• **PROBLEM DESCRIPTION**:
Copy out the listing that follows, exact in every word, and skip the images.

Entries with page source code:
-- start --

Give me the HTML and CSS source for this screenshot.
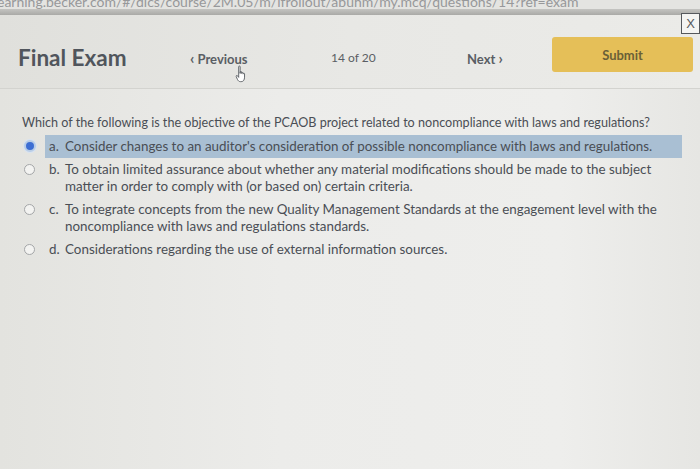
FILE: index.html
```html
<!DOCTYPE html>
<html lang="en">
<head>
    <meta charset="UTF-8">
    <title>Final Exam</title>
    <link rel="stylesheet" href="styles.css">
</head>
<body>
    <div class="urlbar"><span>earning.becker.com/#/dlcs/course/2M.05/m/ifrollout/abuhm/my.mcq/questions/14?ref=exam</span></div>
    <div class="toolbar-line"></div>
    <button class="close-btn">X</button>

    <header class="exam-header">
        <div class="title">Final Exam</div>
        <div class="nav-link prev">
            <span class="chev">&lsaquo;</span> Previous
            <svg class="cursor" width="13" height="18" viewBox="0 0 11 16">
                <path d="M3 1.5c0-.8 1.3-.8 1.3 0v6 M4.3 7.5v-1.3c0-.7 1.3-.7 1.3 0v1.5 M5.6 7.2c0-.7 1.3-.7 1.3 0v1 M6.9 7.8c0-.7 1.3-.7 1.3 0v3c0 2.5-1 4-3 4H4.6c-1.4 0-2-.7-2.7-2L.8 10.3c-.4-.8.6-1.4 1.2-.7L3 11V1.5" fill="#fff" stroke="#55595f" stroke-width=".8" stroke-linejoin="round"/>
            </svg>
        </div>
        <div class="nav-count">14 of 20</div>
        <div class="nav-link">Next <span class="chev">&rsaquo;</span></div>
        <button class="submit-btn">Submit</button>
    </header>

    <main class="question">
        <p class="question-text">Which of the following is the objective of the PCAOB project related to noncompliance with laws and regulations?</p>
        <ul class="options">
            <li class="option selected">
                <span class="radio"></span>
                <div class="option-body">
                    <span class="letter">a.</span>
                    <span class="answer">Consider changes to an auditor's consideration of possible noncompliance with laws and regulations.</span>
                </div>
            </li>
            <li class="option">
                <span class="radio"></span>
                <div class="option-body">
                    <span class="letter">b.</span>
                    <span class="answer">To obtain limited assurance about whether any material modifications should be made to the subject matter in order to comply with (or based on) certain criteria.</span>
                </div>
            </li>
            <li class="option">
                <span class="radio"></span>
                <div class="option-body">
                    <span class="letter">c.</span>
                    <span class="answer">To integrate concepts from the new Quality Management Standards at the engagement level with the noncompliance with laws and regulations standards.</span>
                </div>
            </li>
            <li class="option">
                <span class="radio"></span>
                <div class="option-body">
                    <span class="letter">d.</span>
                    <span class="answer">Considerations regarding the use of external information sources.</span>
                </div>
            </li>
        </ul>
    </main>
</body>
</html>
```

FILE: styles.css
```css
body {
    margin: 0;
    font-family: 'Lato', 'Noto Sans', sans-serif;
    background: linear-gradient(to right, #e3e3df, #ececea 40%, #eeeeec 80%, #e6e6e3);
    color: #4a4e55;
    height: 469px;
    overflow: hidden;
    position: relative;
}

.urlbar {
    height: 9px;
    overflow: hidden;
    background: #e4e4e1;
}

.urlbar span {
    display: block;
    margin-top: -6px;
    margin-left: -3px;
    font-size: 14px;
    line-height: 16px;
    color: #97989a;
    white-space: nowrap;
}

.toolbar-line {
    height: 6px;
    background: linear-gradient(#c4c4c1, #a9a9a6);
}

.close-btn {
    position: absolute;
    top: 13px;
    right: 0;
    width: 19px;
    height: 21px;
    padding: 0;
    border: 1px solid #55585c;
    background: #f4f4f2;
    color: #55585c;
    font-family: 'Liberation Sans', sans-serif;
    font-size: 13px;
    line-height: 18px;
    text-align: center;
}

/* header row: title, prev, counter, next, submit */
.exam-header {
    display: grid;
    grid-template-columns: 172px 141px 136px 85px 141px;
    align-items: start;
    height: 51px;
    padding: 22px 0 0 18px;
    border-bottom: 1px solid #d3d3cf;
    background: linear-gradient(to right, #e0e0dc, #e8e8e5 50%, #ebebe8);
}

.title {
    margin-top: 6px;
    font-size: 22.5px;
    font-weight: 700;
    line-height: 30px;
    color: #50555c;
}

.nav-link,
.nav-count {
    margin-top: 6px;
    font-size: 12px;
    line-height: 30px;
    color: #5a5e64;
}

.nav-link {
    font-size: 13px;
    font-weight: 700;
}

.chev {
    font-size: 15px;
}

.prev {
    position: relative;
}

.cursor {
    position: absolute;
    left: 45px;
    top: 22px;
}

.submit-btn {
    height: 35px;
    padding-top: 2px;
    border: none;
    border-radius: 3px;
    background: #e5bf58;
    color: #6a5f37;
    font-family: inherit;
    font-size: 13px;
    font-weight: 700;
}

.question {
    padding: 25px 0 0 22px;
}

.question-text {
    margin: 0 0 4px;
    font-size: 12.6px;
    line-height: 17px;
}

.options {
    list-style: none;
    margin: 0;
    padding: 0;
}

.option {
    display: flex;
    align-items: flex-start;
}

.radio {
    box-sizing: border-box;
    flex: none;
    width: 11px;
    height: 11px;
    margin: 6px 10px 0 2px;
    border: 1px solid #a4a6a8;
    border-radius: 50%;
    background: #f3f3f1;
}

.selected .radio {
    width: 12px;
    height: 12px;
    margin: 5px 9px 0 2px;
    border: 2px solid #b9cde6;
    background: #3d6ed3;
    box-shadow: 0 0 0 1px #d8e3f1;
}

.option-body {
    display: flex;
    width: 637px;
    box-sizing: border-box;
    padding: 3px 10px 3px 4px;
    font-size: 13.4px;
    line-height: 17px;
}

.selected .option-body {
    background: #a9bfd3;
}

.letter {
    flex: none;
    width: 16px;
}
```
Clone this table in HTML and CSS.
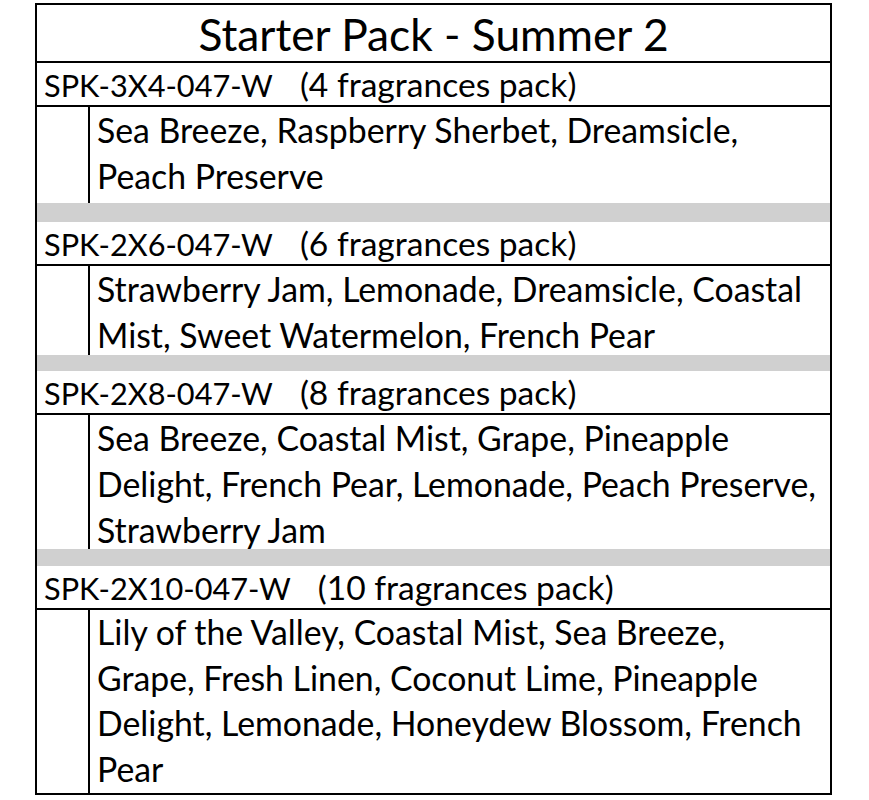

-- end --

• **OUTPUT**:
Give me the HTML and CSS source for this screenshot.
FILE: index.html
```html
<!DOCTYPE html>
<html lang="en">
<head>
    <meta charset="UTF-8">
    <title>Final Exam</title>
    <link rel="stylesheet" href="styles.css">
</head>
<body>
    <div class="urlbar"><span>earning.becker.com/#/dlcs/course/2M.05/m/ifrollout/abuhm/my.mcq/questions/14?ref=exam</span></div>
    <div class="toolbar-line"></div>
    <button class="close-btn">X</button>

    <header class="exam-header">
        <div class="title">Final Exam</div>
        <div class="nav-link prev">
            <span class="chev">&lsaquo;</span> Previous
            <svg class="cursor" width="13" height="18" viewBox="0 0 11 16">
                <path d="M3 1.5c0-.8 1.3-.8 1.3 0v6 M4.3 7.5v-1.3c0-.7 1.3-.7 1.3 0v1.5 M5.6 7.2c0-.7 1.3-.7 1.3 0v1 M6.9 7.8c0-.7 1.3-.7 1.3 0v3c0 2.5-1 4-3 4H4.6c-1.4 0-2-.7-2.7-2L.8 10.3c-.4-.8.6-1.4 1.2-.7L3 11V1.5" fill="#fff" stroke="#55595f" stroke-width=".8" stroke-linejoin="round"/>
            </svg>
        </div>
        <div class="nav-count">14 of 20</div>
        <div class="nav-link">Next <span class="chev">&rsaquo;</span></div>
        <button class="submit-btn">Submit</button>
    </header>

    <main class="question">
        <p class="question-text">Which of the following is the objective of the PCAOB project related to noncompliance with laws and regulations?</p>
        <ul class="options">
            <li class="option selected">
                <span class="radio"></span>
                <div class="option-body">
                    <span class="letter">a.</span>
                    <span class="answer">Consider changes to an auditor's consideration of possible noncompliance with laws and regulations.</span>
                </div>
            </li>
            <li class="option">
                <span class="radio"></span>
                <div class="option-body">
                    <span class="letter">b.</span>
                    <span class="answer">To obtain limited assurance about whether any material modifications should be made to the subject matter in order to comply with (or based on) certain criteria.</span>
                </div>
            </li>
            <li class="option">
                <span class="radio"></span>
                <div class="option-body">
                    <span class="letter">c.</span>
                    <span class="answer">To integrate concepts from the new Quality Management Standards at the engagement level with the noncompliance with laws and regulations standards.</span>
                </div>
            </li>
            <li class="option">
                <span class="radio"></span>
                <div class="option-body">
                    <span class="letter">d.</span>
                    <span class="answer">Considerations regarding the use of external information sources.</span>
                </div>
            </li>
        </ul>
    </main>
</body>
</html>
```

FILE: styles.css
```css
body {
    margin: 0;
    font-family: 'Lato', 'Noto Sans', sans-serif;
    background: linear-gradient(to right, #e3e3df, #ececea 40%, #eeeeec 80%, #e6e6e3);
    color: #4a4e55;
    height: 469px;
    overflow: hidden;
    position: relative;
}

.urlbar {
    height: 9px;
    overflow: hidden;
    background: #e4e4e1;
}

.urlbar span {
    display: block;
    margin-top: -6px;
    margin-left: -3px;
    font-size: 14px;
    line-height: 16px;
    color: #97989a;
    white-space: nowrap;
}

.toolbar-line {
    height: 6px;
    background: linear-gradient(#c4c4c1, #a9a9a6);
}

.close-btn {
    position: absolute;
    top: 13px;
    right: 0;
    width: 19px;
    height: 21px;
    padding: 0;
    border: 1px solid #55585c;
    background: #f4f4f2;
    color: #55585c;
    font-family: 'Liberation Sans', sans-serif;
    font-size: 13px;
    line-height: 18px;
    text-align: center;
}

/* header row: title, prev, counter, next, submit */
.exam-header {
    display: grid;
    grid-template-columns: 172px 141px 136px 85px 141px;
    align-items: start;
    height: 51px;
    padding: 22px 0 0 18px;
    border-bottom: 1px solid #d3d3cf;
    background: linear-gradient(to right, #e0e0dc, #e8e8e5 50%, #ebebe8);
}

.title {
    margin-top: 6px;
    font-size: 22.5px;
    font-weight: 700;
    line-height: 30px;
    color: #50555c;
}

.nav-link,
.nav-count {
    margin-top: 6px;
    font-size: 12px;
    line-height: 30px;
    color: #5a5e64;
}

.nav-link {
    font-size: 13px;
    font-weight: 700;
}

.chev {
    font-size: 15px;
}

.prev {
    position: relative;
}

.cursor {
    position: absolute;
    left: 45px;
    top: 22px;
}

.submit-btn {
    height: 35px;
    padding-top: 2px;
    border: none;
    border-radius: 3px;
    background: #e5bf58;
    color: #6a5f37;
    font-family: inherit;
    font-size: 13px;
    font-weight: 700;
}

.question {
    padding: 25px 0 0 22px;
}

.question-text {
    margin: 0 0 4px;
    font-size: 12.6px;
    line-height: 17px;
}

.options {
    list-style: none;
    margin: 0;
    padding: 0;
}

.option {
    display: flex;
    align-items: flex-start;
}

.radio {
    box-sizing: border-box;
    flex: none;
    width: 11px;
    height: 11px;
    margin: 6px 10px 0 2px;
    border: 1px solid #a4a6a8;
    border-radius: 50%;
    background: #f3f3f1;
}

.selected .radio {
    width: 12px;
    height: 12px;
    margin: 5px 9px 0 2px;
    border: 2px solid #b9cde6;
    background: #3d6ed3;
    box-shadow: 0 0 0 1px #d8e3f1;
}

.option-body {
    display: flex;
    width: 637px;
    box-sizing: border-box;
    padding: 3px 10px 3px 4px;
    font-size: 13.4px;
    line-height: 17px;
}

.selected .option-body {
    background: #a9bfd3;
}

.letter {
    flex: none;
    width: 16px;
}
```
Clone this table in HTML and CSS.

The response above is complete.